STATE OF LOUISIANA COURT OF APPEAL FIRST CIRCUIT
Nov 1, 2017
2017 CA 0600 (La. Ct. App. Nov. 1, 2017)

Opinion

2017 CA 0600

11-01-2017

DAVID PAUL LINDSAY v. PACKAGING CORPORATION OF AMERICA, KENNETH PENNINGTON, ANDREW SHEETS, AND ACE USA, INC.

Greg A. Rozas Joseph H. Jolissaint Baton Rouge, Louisiana Attorneys for Plaintiff/Appellant David Paul Lindsay Keith M. Pyburn, Jr.
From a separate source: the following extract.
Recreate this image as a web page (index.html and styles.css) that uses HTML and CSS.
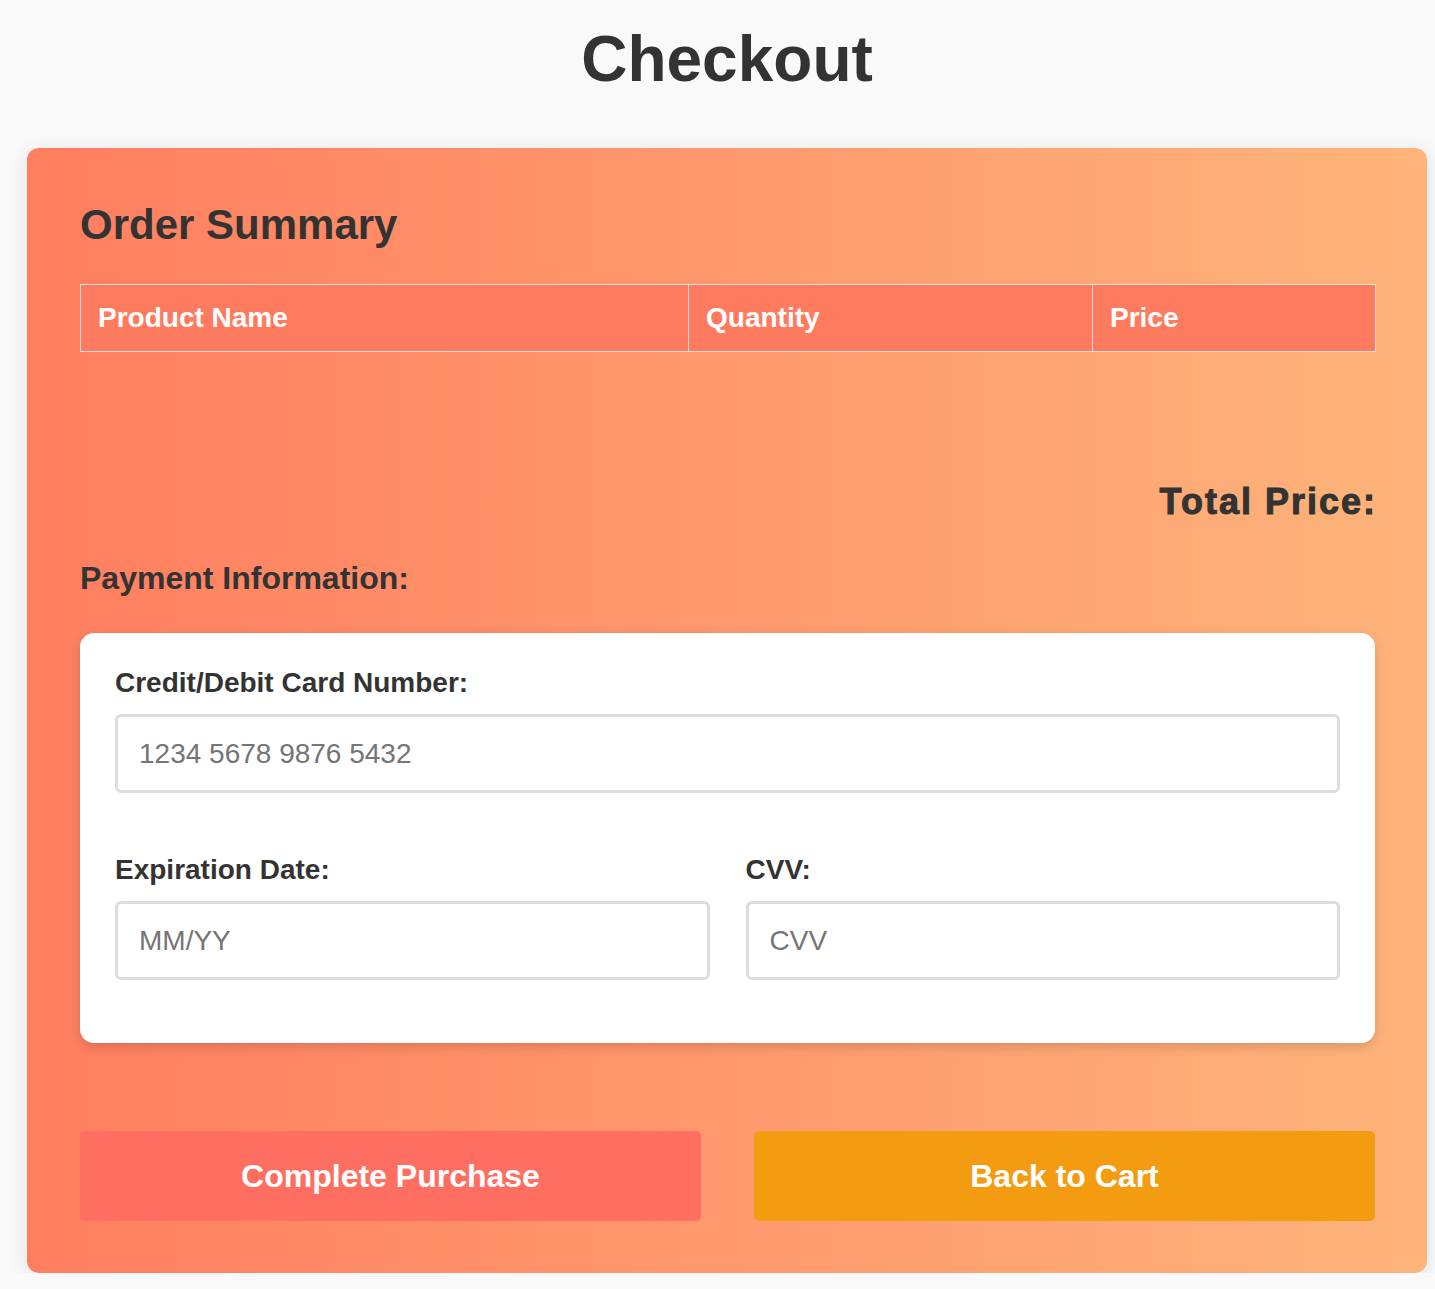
FILE: index.html
```html
<!DOCTYPE html>
<html lang="en">
<head>
<meta charset="utf-8">
<title>Checkout</title>
<link rel="stylesheet" href="styles.css">
</head>
<body>
<div class="page">
  <h1 class="title">Checkout</h1>
  <div class="checkout-card">
    <h2 class="section-title">Order Summary</h2>
    <table class="order-table">
      <colgroup>
        <col class="col-name">
        <col class="col-qty">
        <col class="col-price">
      </colgroup>
      <thead>
        <tr>
          <th>Product Name</th>
          <th>Quantity</th>
          <th>Price</th>
        </tr>
      </thead>
      <tbody></tbody>
    </table>
    <div class="total">Total Price: <span class="total-value"></span></div>
    <h3 class="payment-title">Payment Information:</h3>
    <form class="payment-form">
      <div class="form-group first">
        <label for="card">Credit/Debit Card Number:</label>
        <input id="card" type="text" placeholder="1234 5678 9876 5432">
      </div>
      <div class="form-row">
        <div class="form-group">
          <label for="exp">Expiration Date:</label>
          <input id="exp" type="text" placeholder="MM/YY">
        </div>
        <div class="form-group">
          <label for="cvv">CVV:</label>
          <input id="cvv" type="text" placeholder="CVV">
        </div>
      </div>
    </form>
    <div class="actions">
      <button class="btn btn-complete" type="button">Complete Purchase</button>
      <button class="btn btn-back" type="button">Back to Cart</button>
    </div>
  </div>
</div>
</body>
</html>
```

FILE: styles.css
```css
* {
  box-sizing: border-box;
}

html, body {
  margin: 0;
  padding: 0;
}

body {
  background: #f9f9f9;
  font-family: "Liberation Sans", Arial, sans-serif;
  color: #333;
}

.page {
  width: 1400px;
  margin-left: 27px;
  padding-top: 22px;
}

.title {
  margin: 0 0 52px;
  text-align: center;
  font-size: 64px;
  font-weight: 700;
  color: #333;
}

.checkout-card {
  background: linear-gradient(to right, #ff7e5f, #feb47b);
  border-radius: 12px;
  padding: 53px 52px 52px 53px;
  box-shadow: 0 4px 20px rgba(0, 0, 0, 0.1);
}

.section-title {
  margin: 0 0 35px;
  font-size: 42px;
  font-weight: 700;
  color: #333;
}

.order-table {
  width: 1295px;
  border-collapse: collapse;
  table-layout: fixed;
}

.col-name { width: 608px; }
.col-qty { width: 404px; }
.col-price { width: 283px; }

.order-table th {
  background: #ff7b5f;
  color: #fff;
  text-align: left;
  font-size: 28px;
  font-weight: 700;
  padding: 17px 17px;
  border: 1px solid #dcdcdc;
}

.total {
  margin-top: 129px;
  text-align: right;
  font-size: 36px;
  font-weight: 700;
  letter-spacing: 2px;
  color: #333;
  -webkit-text-stroke: 1px #333;
  margin-right: -2px;
}

.payment-title {
  margin: 37px 0 36px;
  font-size: 32px;
  font-weight: 700;
  color: #333;
}

.payment-form {
  background: #fff;
  border-radius: 14px;
  padding: 34px 35px 63px;
  box-shadow: 0 4px 12px rgba(0, 0, 0, 0.15);
}

.form-group label {
  display: block;
  font-size: 28px;
  font-weight: 700;
  color: #333;
  margin-bottom: 15px;
}

.form-group input {
  display: block;
  width: 100%;
  height: 79px;
  padding: 0 21px;
  border: 3px solid #ddd;
  border-radius: 6px;
  font-family: "Liberation Sans", Arial, sans-serif;
  font-size: 28px;
  color: #333;
  background: #fff;
  outline: none;
}

.form-group input::placeholder {
  color: #757575;
}

.form-group.first {
  margin-bottom: 61px;
}

.form-row {
  display: grid;
  grid-template-columns: 1fr 1fr;
  gap: 36px;
}

.actions {
  margin-top: 88px;
  display: grid;
  grid-template-columns: 1fr 1fr;
  gap: 53px;
}

.btn {
  height: 90px;
  border: none;
  border-radius: 5px;
  color: #fff;
  font-family: "Liberation Sans", Arial, sans-serif;
  font-size: 32px;
  font-weight: 700;
  cursor: pointer;
}

.btn-complete {
  background: #ff6f61;
}

.btn-back {
  background: #f39c12;
}
```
Larry Sorohan New Orleans, Louisiana Attorneys for Defendants/Appellees Packaging Corporation of America and Kenneth Pennington


NOT DESIGNATED FOR PUBLICATION

APPEALED FROM THE 19th JUDICIAL DISTRICT COURT EAST BATON ROUGE PARISH, LOUISIANA
DOCKET NUMBER C637277, SECTION 27 HONORABLE TODD W. HERNANDEZ, JUDGE Greg A. Rozas
Joseph H. Jolissaint
Baton Rouge, Louisiana Attorneys for Plaintiff/Appellant
David Paul Lindsay Keith M. Pyburn, Jr.
Larry Sorohan
New Orleans, Louisiana Attorneys for Defendants/Appellees
Packaging Corporation of America
and Kenneth Pennington BEFORE: WHIPPLE, C.J., McDONALD, AND CHUTZ, JJ. McDONALD, J.,

David Lindsay, an employee of Packaging Corporation of America (PCA), was seriously injured when the Hyster fork lift clamp truck (Hyster) he was operating slipped off of a loading dock and his left forearm was caught between the Hyster's safety cage and a railcar. He later filed this tort suit against PCA, Kenneth Pennington (a PCA supervisor), and Ace USA, Inc., (a workers' compensation insurer) (defendants), alleging his injury was due to PCA's intentional act.

Mr. Lindsay originally named Andrew Sheets, another PCA employee, as a defendant, but on the record before us, it appears Mr. Sheets was never served with the petition.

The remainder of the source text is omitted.